How Marissa Mayer is remaking Yahoo as an Internet portal
The latest sign of this trend came just this past weekend, when multiple reports had Mayer in talks to acquire the online television hub Hulu. Less than one week earlier, Yahoo announced it would pay $1.1 billion for microblog network Tumblr. Two months ago, the company paid a reported $30 million to buy news digest app Summly from a British teenager.
The common thread: Yahoo keeps expanding into new areas, even though it was already a sprawling internet conglomerate when Mayer took control, with everything from movie listings to stock quotes to a photo-sharing social network to a news hub to a search engine. (And don't forget the "OMG!" section.)
Yahoo's mission creep is a useful case study in why web companies like Google and Facebook continue to grow their functionality and why startups keep selling to the seemingly bloated leviathans, even though tech advances have made it cheaper and easier than ever for software companies and web services to go it alone, and despite the fact that consumers are migrating to highly specialized mobile apps.

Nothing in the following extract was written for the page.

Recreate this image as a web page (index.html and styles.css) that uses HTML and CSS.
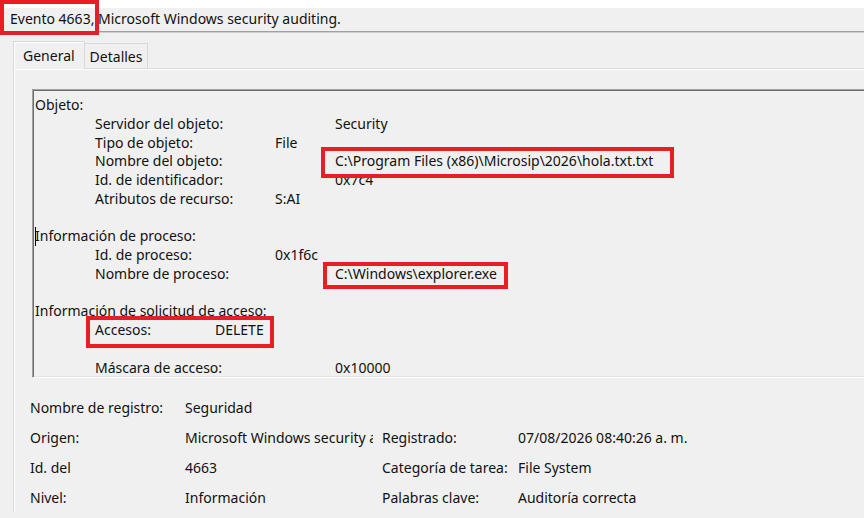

Once upon a time, the idea of agglomerating lots of functionality in one website seemed like an obsolete throwback, a vain attempt to carry forward the glory days of the online portal in the late 1990s. Portals had their time and place, but it was in the past, the thinking went, during a transitory period when it was expensive to build the most basic interactive website. That financial barrier gave well-capitalized internet companies the opportunity to dominate many verticals at once.